I am obviously not familiar with that kind of notation, but it sounds reasonable to me. The last line looks correct to me, if ##p## and ##n## are the external (massless) momenta of the loop amplitude.
 
  • #7
Thanks. This is perhaps a naive question but given the formulae at the back of e.g Peskin and Schroeder such as $$\int \frac{d^dl}{(2\pi)^d} \frac{l^{\mu} l^{\nu}}{(l^2- \Delta)^n} = \frac{(-1)^{n-1}}{(4 \pi)^{d/2}} \frac{i}{2} g^{\mu \nu} \frac{\Gamma(n-d/2-1)}{\Gamma(n)} \left(\frac{1}{\Delta}\right)^{n-d/2-1}$$ why would one have to bother with all this reduction prescription?

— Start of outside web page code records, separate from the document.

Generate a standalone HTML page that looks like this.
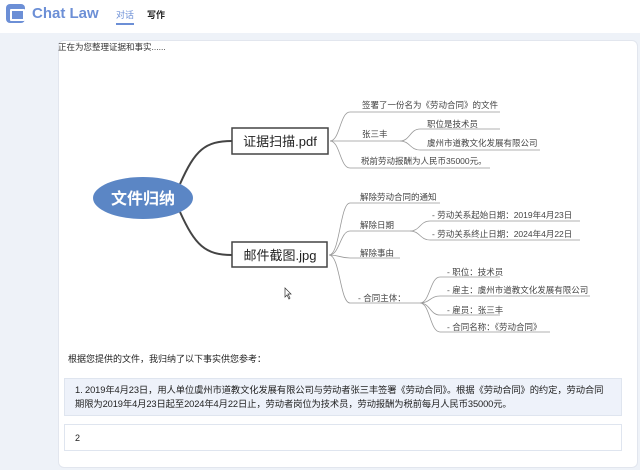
<!DOCTYPE html>
<html><head><meta charset="utf-8"><style>
*{margin:0;padding:0;box-sizing:border-box}
body{width:640px;height:470px;overflow:hidden;background:#eef2f8;font-family:"Liberation Sans","Noto Sans CJK SC",sans-serif;position:relative}
.hdr{position:absolute;left:0;top:0;width:640px;height:33px;background:#fff}
.logo{position:absolute;left:6px;top:4px;width:19px;height:19px;border-radius:4px;background:#6c8fd6}
.logo:after{content:"";position:absolute;left:4px;top:5px;width:11px;height:8px;border:2px solid #fff;border-radius:1px}
.brand{position:absolute;left:32px;top:5px;font-size:15px;font-weight:bold;color:#6c8fd6}
.nav1{position:absolute;left:116px;top:8px;font-size:9px;color:#6c8fd6;border-bottom:2px solid #6c8fd6;padding-bottom:2px}
.nav2{position:absolute;left:147px;top:8px;font-size:9px;color:#222;font-weight:bold}
.card{position:absolute;left:58px;top:40px;width:580px;height:428px;background:#fff;border:1px solid #e2e6ee;border-radius:6px}
.t0{position:absolute;left:58px;top:41px;font-size:8.5px;color:#333}
.t1{position:absolute;left:68px;top:352px;font-size:9px;color:#222}
.box1{position:absolute;left:64px;top:378px;width:558px;height:38px;background:#eef2fa;border:1px solid #dfe5ef;font-size:9.3px;color:#222;padding:4px 10px;line-height:14px;letter-spacing:-0.1px}
.box2{position:absolute;left:64px;top:424px;width:558px;height:27px;background:#fff;border:1px solid #dfe5ef;font-size:9px;color:#222;padding:8px 10px}
svg{position:absolute;left:0;top:0}
</style></head><body>
<div class="hdr"></div>
<div class="logo"></div>
<div class="brand">Chat Law</div>
<div class="nav1">对话</div>
<div class="nav2">写作</div>
<div class="card"></div>
<div class="t0">正在为您整理证据和事实......</div>
<svg width="640" height="470" font-family="Liberation Sans, Noto Sans CJK SC, sans-serif">
<g fill="none" stroke="#444" stroke-width="2">
<path d="M180 184 C195 150,205 141,232 141"/>
<path d="M180 212 C195 245,205 255,232 255"/>
</g>
<ellipse cx="143" cy="198" rx="50" ry="21" fill="#5b86c5"/>
<text x="143" y="204" font-size="16" font-weight="bold" fill="#fff" text-anchor="middle">文件归纳</text>
<rect x="232" y="128" width="96" height="26" fill="#fff" stroke="#444" stroke-width="1.5"/>
<text x="280" y="146" font-size="13" fill="#222" text-anchor="middle">证据扫描.pdf</text>
<rect x="232" y="242" width="95" height="25" fill="#fff" stroke="#444" stroke-width="1.5"/>
<text x="280" y="260" font-size="13" fill="#222" text-anchor="middle">邮件截图.jpg</text>
<g fill="none" stroke="#999" stroke-width="0.8">
<path d="M330 141 C340 141,340 112,350 112 L500 112"/>
<path d="M330 141 L400 141 C410 141,410 129,420 129 L500 129"/>
<path d="M400 141 C410 141,410 150,420 150 L540 150"/>
<path d="M330 141 C340 141,340 168,350 168 L490 168"/>
<path d="M329 255 C340 255,340 203,350 203 L440 203"/>
<path d="M329 255 C340 255,340 231,350 231 L410 231 C420 231,420 221,430 221 L580 221"/>
<path d="M410 231 C420 231,420 240,430 240 L580 240"/>
<path d="M329 255 C340 255,340 258,350 258 L400 258"/>
<path d="M329 255 C340 255,340 303,350 303 L420 303"/>
<path d="M420 303 C430 303,430 277,440 277 L500 277"/>
<path d="M420 303 C430 303,430 296,440 296 L590 296"/>
<path d="M420 303 C430 303,430 315,440 315 L500 315"/>
<path d="M420 303 C430 303,430 332,440 332 L550 332"/>
</g>
<g font-size="8.5" fill="#444">
<text x="362" y="108">签署了一份名为《劳动合同》的文件</text>
<text x="362" y="137">张三丰</text>
<text x="427" y="127">职位是技术员</text>
<text x="427" y="146">虞州市道教文化发展有限公司</text>
<text x="361" y="164">税前劳动报酬为人民币35000元。</text>
<text x="360" y="200">解除劳动合同的通知</text>
<text x="360" y="228">解除日期</text>
<text x="432" y="218">- 劳动关系起始日期：2019年4月23日</text>
<text x="432" y="237">- 劳动关系终止日期：2024年4月22日</text>
<text x="360" y="256">解除事由</text>
<text x="358" y="301">- 合同主体：</text>
<text x="447" y="275">- 职位：技术员</text>
<text x="447" y="293">- 雇主：虞州市道教文化发展有限公司</text>
<text x="447" y="313">- 雇员：张三丰</text>
<text x="447" y="330">- 合同名称：《劳动合同》</text>
</g>
<path d="M285 288 L285 297 L287 295 L289 299 L290 298 L288 294 L291 294 Z" fill="#fff" stroke="#333" stroke-width="0.7"/>
</svg>
<div class="t1">根据您提供的文件，我归纳了以下事实供您参考：</div>
<div class="box1">1. 2019年4月23日，用人单位虞州市道教文化发展有限公司与劳动者张三丰签署《劳动合同》。根据《劳动合同》的约定，劳动合同期限为2019年4月23日起至2024年4月22日止，劳动者岗位为技术员，劳动报酬为税前每月人民币35000元。</div>
<div class="box2">2</div>
</body></html>
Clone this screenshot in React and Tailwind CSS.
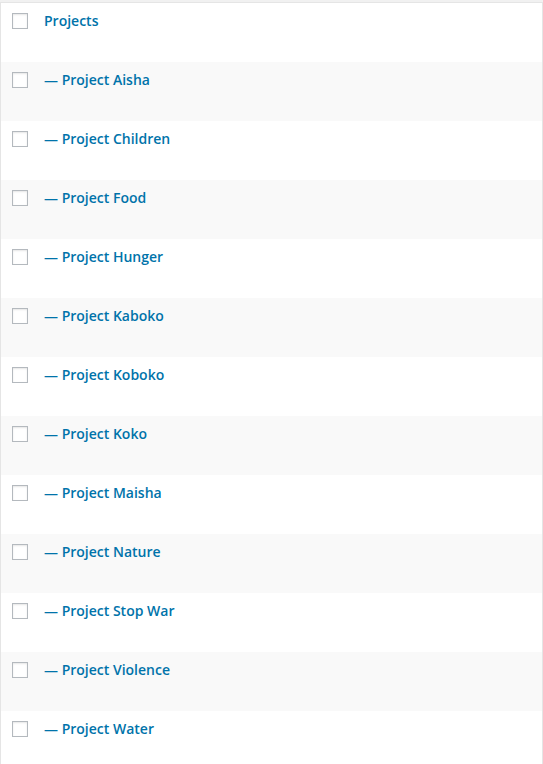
const terms = [
  'Projects',
  '— Project Aisha',
  '— Project Children',
  '— Project Food',
  '— Project Hunger',
  '— Project Kaboko',
  '— Project Koboko',
  '— Project Koko',
  '— Project Maisha',
  '— Project Nature',
  '— Project Stop War',
  '— Project Violence',
  '— Project Water',
]

export default function App() {
  return (
    <div className="min-h-screen bg-[#f1f1f1] pt-[2px]" style={{ fontFamily: '"Open Sans", sans-serif' }}>
      <div className="border border-[#e5e5e5] bg-white">
        {terms.map((name, i) => (
          <div
            key={name}
            className={`flex h-[59px] items-start ${i % 2 === 1 ? 'bg-[#f9f9f9]' : 'bg-white'}`}
          >
            <span className="ml-[11px] mt-[10px] block h-[16px] w-[16px] border border-[#b4b9be] bg-white shadow-[inset_0_1px_2px_rgba(0,0,0,0.1)]" />
            <a href="#" className="ml-[16px] mt-[8px] text-[14px] font-semibold leading-[20px] text-[#0073aa]">
              {name}
            </a>
          </div>
        ))}
      </div>
    </div>
  )
}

I could for example, reduce ##D## down to the form ##(l^2 - \Delta)^n## using Feynman parameters and then simply use these known formulae provided by P&S. The formulae provided by them (shown above) has only the metric because I guess all other lorentz vectors that would be included in ##\Delta## are involved in a contraction. But then this same argument could be applied to ##D(p,n)## - it only involves contractions of p and n so I don't understand the reconcilation of the fomulae provided by P&S and the tensor reduction formulae in post #2 $$\int \frac{d^dl}{(2\pi)^d} \frac{l^{\mu} l^{\nu}}{D(p,n)} = g^{\mu \nu} A + p^{\mu} p^{\nu} B + \dots, $$ where we can make the tensor structure of p and n explicit.

Thanks!

Edit: Ooops, is it simply because in my choice of frame I have Sudakov decomposed my loop momenta in terms of linearly independent ##p, n## and transverse ##l_T##? I was too focused on ##D(p,n)## earlier hehe. If that is the case, then does it then follow that the formulae in P&S cannot be used (ie they are not valid)?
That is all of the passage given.